* _TASK GOAL_: Only lines with the word "React" are needed; collect each of them from the listing below.

-- -- --

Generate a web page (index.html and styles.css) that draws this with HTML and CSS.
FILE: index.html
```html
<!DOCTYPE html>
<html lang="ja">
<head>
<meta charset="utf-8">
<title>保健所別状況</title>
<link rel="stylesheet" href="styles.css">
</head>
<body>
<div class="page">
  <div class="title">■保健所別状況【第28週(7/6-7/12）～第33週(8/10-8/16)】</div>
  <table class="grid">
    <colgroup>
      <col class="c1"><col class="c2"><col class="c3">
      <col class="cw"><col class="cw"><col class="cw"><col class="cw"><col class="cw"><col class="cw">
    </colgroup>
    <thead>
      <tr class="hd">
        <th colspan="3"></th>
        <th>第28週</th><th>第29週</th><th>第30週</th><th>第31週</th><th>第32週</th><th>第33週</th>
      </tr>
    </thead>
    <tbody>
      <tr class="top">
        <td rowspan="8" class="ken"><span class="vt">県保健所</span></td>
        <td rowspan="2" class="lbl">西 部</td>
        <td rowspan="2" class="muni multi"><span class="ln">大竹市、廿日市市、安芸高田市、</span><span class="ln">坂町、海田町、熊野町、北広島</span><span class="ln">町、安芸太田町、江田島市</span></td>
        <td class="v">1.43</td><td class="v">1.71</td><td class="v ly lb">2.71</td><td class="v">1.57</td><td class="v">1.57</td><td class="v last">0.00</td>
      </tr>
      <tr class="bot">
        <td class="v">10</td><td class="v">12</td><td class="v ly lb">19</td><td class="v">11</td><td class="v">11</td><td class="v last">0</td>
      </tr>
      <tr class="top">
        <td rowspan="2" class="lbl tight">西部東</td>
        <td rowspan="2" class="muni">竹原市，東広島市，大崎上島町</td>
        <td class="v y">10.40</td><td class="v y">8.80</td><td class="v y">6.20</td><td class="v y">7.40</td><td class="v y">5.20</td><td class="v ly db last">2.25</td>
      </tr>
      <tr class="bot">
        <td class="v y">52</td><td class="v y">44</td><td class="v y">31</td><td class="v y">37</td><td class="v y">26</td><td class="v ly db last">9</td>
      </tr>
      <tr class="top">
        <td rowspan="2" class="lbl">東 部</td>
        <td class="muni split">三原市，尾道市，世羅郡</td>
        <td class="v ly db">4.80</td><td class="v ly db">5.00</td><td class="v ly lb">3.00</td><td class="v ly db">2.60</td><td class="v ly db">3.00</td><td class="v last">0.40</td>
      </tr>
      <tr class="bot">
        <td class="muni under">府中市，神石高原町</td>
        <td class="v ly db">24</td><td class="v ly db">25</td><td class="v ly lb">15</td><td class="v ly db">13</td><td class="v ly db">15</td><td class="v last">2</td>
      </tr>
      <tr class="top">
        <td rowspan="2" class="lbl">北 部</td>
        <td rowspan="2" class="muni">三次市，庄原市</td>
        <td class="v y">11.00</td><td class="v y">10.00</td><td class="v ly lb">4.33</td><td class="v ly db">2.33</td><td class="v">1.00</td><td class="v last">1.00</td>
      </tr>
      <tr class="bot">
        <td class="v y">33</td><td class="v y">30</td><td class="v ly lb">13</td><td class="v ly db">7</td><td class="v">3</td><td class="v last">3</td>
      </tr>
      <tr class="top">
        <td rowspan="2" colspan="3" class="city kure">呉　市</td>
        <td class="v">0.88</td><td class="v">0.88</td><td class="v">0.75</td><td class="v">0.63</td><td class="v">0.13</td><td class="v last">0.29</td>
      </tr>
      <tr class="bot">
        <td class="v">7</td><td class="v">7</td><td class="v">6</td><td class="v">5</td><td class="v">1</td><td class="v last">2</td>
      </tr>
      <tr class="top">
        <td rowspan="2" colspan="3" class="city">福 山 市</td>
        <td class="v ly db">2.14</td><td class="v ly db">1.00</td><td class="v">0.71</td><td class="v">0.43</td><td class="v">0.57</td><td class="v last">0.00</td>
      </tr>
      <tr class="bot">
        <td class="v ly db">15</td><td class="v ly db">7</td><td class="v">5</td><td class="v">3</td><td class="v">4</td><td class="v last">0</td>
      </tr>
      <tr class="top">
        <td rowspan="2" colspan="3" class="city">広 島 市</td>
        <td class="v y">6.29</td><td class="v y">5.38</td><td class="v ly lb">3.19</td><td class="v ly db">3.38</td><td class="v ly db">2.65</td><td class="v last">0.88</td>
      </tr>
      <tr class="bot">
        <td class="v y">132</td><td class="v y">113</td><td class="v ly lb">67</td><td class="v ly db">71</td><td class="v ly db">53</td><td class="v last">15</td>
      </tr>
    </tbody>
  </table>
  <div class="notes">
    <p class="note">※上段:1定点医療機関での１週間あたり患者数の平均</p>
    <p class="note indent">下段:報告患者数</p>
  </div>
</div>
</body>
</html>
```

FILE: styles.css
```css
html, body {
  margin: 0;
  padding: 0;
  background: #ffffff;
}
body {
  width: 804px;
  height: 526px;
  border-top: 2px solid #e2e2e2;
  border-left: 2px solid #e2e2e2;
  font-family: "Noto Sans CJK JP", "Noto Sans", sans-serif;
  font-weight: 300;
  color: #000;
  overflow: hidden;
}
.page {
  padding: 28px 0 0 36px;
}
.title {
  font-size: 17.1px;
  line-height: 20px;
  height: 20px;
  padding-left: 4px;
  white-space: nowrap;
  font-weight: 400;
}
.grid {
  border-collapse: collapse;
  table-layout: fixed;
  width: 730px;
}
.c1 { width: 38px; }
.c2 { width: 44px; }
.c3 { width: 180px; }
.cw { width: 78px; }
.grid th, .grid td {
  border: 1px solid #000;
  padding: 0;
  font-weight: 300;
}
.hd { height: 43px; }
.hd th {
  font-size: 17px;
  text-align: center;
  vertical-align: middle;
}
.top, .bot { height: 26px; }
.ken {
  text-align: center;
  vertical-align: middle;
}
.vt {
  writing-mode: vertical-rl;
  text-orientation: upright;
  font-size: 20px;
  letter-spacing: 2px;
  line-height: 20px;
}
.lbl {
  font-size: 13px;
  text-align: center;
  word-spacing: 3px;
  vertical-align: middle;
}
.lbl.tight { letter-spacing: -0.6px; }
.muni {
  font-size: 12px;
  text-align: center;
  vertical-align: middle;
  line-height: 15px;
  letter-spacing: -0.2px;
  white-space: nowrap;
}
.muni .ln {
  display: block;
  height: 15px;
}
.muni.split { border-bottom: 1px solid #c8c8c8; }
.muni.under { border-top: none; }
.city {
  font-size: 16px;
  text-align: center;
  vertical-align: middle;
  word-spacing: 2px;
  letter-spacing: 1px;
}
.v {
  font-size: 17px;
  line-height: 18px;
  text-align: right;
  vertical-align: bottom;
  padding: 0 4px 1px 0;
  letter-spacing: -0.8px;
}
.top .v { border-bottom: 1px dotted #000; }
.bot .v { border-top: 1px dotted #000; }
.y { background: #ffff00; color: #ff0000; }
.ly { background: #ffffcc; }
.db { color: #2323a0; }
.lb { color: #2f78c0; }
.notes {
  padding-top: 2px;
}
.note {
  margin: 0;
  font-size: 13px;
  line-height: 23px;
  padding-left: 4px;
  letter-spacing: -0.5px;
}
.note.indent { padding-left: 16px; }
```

-- -- --

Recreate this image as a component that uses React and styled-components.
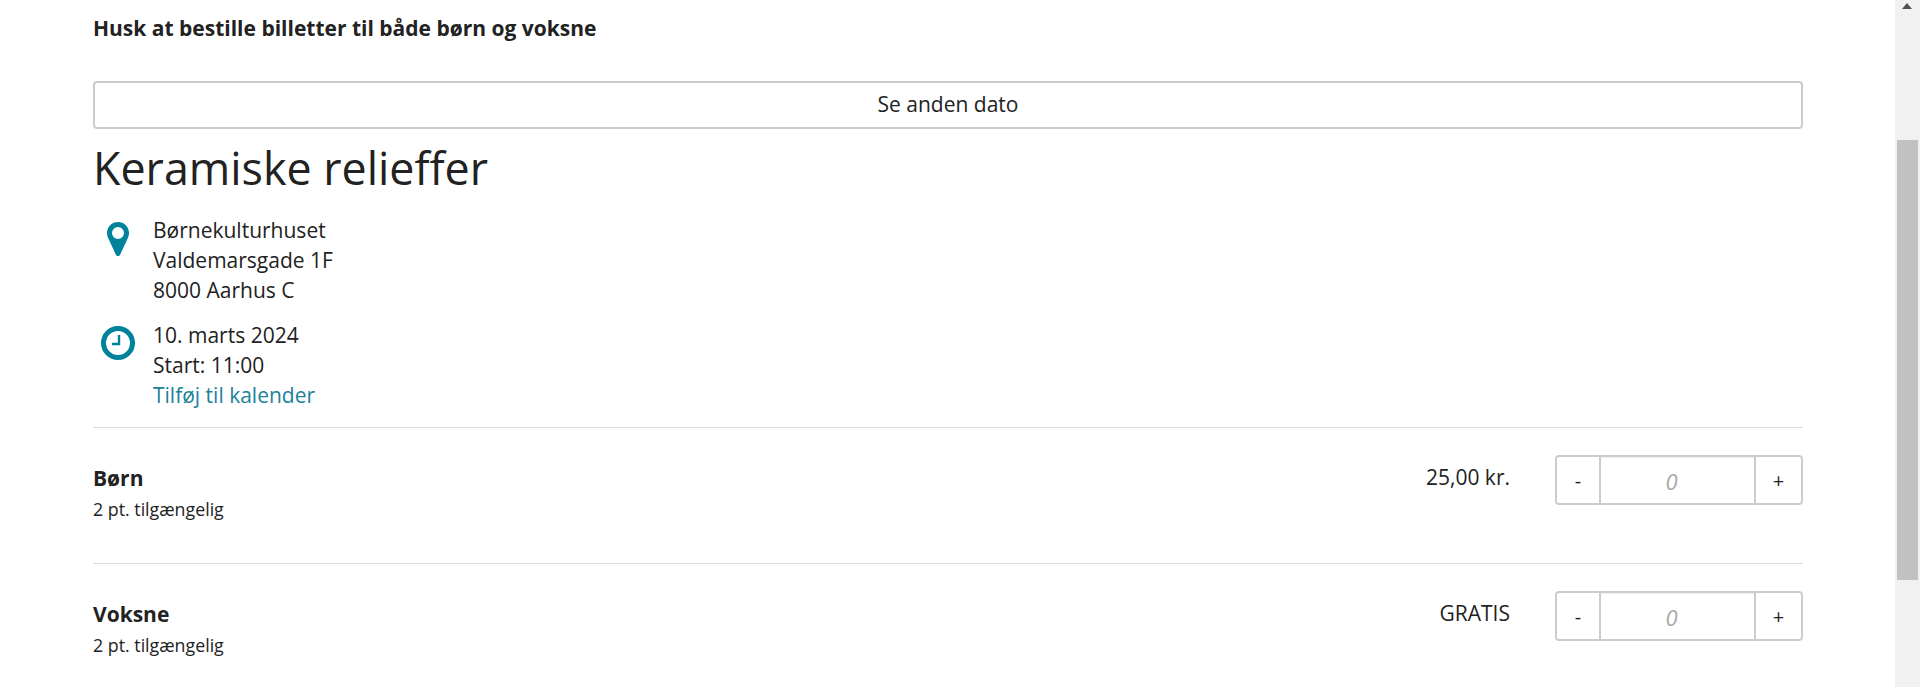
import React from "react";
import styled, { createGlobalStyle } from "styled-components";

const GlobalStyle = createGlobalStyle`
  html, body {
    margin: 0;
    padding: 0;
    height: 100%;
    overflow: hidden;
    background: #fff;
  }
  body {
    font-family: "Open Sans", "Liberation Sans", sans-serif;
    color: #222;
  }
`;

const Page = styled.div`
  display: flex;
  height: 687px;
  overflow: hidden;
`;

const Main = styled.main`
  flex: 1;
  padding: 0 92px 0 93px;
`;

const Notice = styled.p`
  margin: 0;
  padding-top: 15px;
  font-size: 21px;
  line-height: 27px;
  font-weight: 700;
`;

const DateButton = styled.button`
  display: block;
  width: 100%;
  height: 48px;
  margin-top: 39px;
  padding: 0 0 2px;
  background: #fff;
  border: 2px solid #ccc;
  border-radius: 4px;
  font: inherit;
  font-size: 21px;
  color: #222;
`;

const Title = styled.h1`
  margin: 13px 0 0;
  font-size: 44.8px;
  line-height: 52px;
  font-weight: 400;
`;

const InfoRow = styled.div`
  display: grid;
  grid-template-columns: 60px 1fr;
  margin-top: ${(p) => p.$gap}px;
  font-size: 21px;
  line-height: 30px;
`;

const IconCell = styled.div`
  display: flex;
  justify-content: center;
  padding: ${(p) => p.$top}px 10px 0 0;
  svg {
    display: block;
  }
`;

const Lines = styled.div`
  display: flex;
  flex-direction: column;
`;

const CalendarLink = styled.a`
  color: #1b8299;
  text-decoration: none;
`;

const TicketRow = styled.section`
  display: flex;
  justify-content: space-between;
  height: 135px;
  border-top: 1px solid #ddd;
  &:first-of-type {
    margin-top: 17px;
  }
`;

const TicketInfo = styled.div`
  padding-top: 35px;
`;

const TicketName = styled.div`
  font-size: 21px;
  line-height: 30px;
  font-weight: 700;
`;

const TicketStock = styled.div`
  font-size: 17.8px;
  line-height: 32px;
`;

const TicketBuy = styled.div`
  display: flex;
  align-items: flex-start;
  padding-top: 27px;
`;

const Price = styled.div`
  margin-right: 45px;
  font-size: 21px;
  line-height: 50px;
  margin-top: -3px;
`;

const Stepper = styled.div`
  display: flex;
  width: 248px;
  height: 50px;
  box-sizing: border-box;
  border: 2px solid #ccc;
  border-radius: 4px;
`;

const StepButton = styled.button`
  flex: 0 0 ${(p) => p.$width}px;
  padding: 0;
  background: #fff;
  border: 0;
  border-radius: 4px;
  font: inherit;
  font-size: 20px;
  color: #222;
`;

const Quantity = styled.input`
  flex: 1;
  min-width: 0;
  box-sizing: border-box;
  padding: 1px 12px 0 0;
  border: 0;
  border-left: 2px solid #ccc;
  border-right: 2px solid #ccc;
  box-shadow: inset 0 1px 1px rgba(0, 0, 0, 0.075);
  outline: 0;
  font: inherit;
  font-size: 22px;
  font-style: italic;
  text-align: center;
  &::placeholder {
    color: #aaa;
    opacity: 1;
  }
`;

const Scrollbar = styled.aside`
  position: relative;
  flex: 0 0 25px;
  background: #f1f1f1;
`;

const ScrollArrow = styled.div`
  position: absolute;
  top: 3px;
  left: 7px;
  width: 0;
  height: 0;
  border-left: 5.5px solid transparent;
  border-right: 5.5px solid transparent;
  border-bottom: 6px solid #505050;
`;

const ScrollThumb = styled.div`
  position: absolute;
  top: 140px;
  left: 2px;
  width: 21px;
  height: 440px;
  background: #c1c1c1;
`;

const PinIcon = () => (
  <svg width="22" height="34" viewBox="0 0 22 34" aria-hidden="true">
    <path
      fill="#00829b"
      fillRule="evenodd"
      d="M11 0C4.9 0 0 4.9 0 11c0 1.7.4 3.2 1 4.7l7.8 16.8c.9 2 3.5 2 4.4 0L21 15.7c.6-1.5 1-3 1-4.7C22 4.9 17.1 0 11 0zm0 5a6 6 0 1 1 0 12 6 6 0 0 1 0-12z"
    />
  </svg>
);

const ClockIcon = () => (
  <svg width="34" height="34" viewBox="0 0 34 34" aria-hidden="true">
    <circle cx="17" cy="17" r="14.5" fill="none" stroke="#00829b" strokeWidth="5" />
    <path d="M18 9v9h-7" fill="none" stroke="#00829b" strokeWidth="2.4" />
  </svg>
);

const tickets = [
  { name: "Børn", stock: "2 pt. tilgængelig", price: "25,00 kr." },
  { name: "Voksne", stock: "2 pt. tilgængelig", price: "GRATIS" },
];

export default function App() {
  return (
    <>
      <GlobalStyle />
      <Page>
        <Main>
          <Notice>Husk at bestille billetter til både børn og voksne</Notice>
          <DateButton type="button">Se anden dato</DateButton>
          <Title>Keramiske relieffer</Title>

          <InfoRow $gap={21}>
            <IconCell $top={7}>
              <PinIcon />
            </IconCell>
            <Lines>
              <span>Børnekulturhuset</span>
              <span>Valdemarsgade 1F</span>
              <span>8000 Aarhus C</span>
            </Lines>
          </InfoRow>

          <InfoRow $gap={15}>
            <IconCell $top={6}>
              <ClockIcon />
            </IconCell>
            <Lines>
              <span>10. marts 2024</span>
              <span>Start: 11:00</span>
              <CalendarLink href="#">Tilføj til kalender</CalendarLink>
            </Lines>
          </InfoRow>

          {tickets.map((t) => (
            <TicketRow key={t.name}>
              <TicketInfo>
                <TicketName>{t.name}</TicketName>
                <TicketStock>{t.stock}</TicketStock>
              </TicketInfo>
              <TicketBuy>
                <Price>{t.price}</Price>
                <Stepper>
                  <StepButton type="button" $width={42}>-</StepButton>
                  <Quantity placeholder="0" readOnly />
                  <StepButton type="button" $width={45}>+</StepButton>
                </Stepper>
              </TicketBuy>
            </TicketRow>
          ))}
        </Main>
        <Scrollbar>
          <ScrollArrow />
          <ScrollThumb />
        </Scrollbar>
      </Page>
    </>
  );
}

-- -- --

* _WRITTEN RESPONSE_:
Recreate this image as a component that uses React and styled-components.
import React from "react";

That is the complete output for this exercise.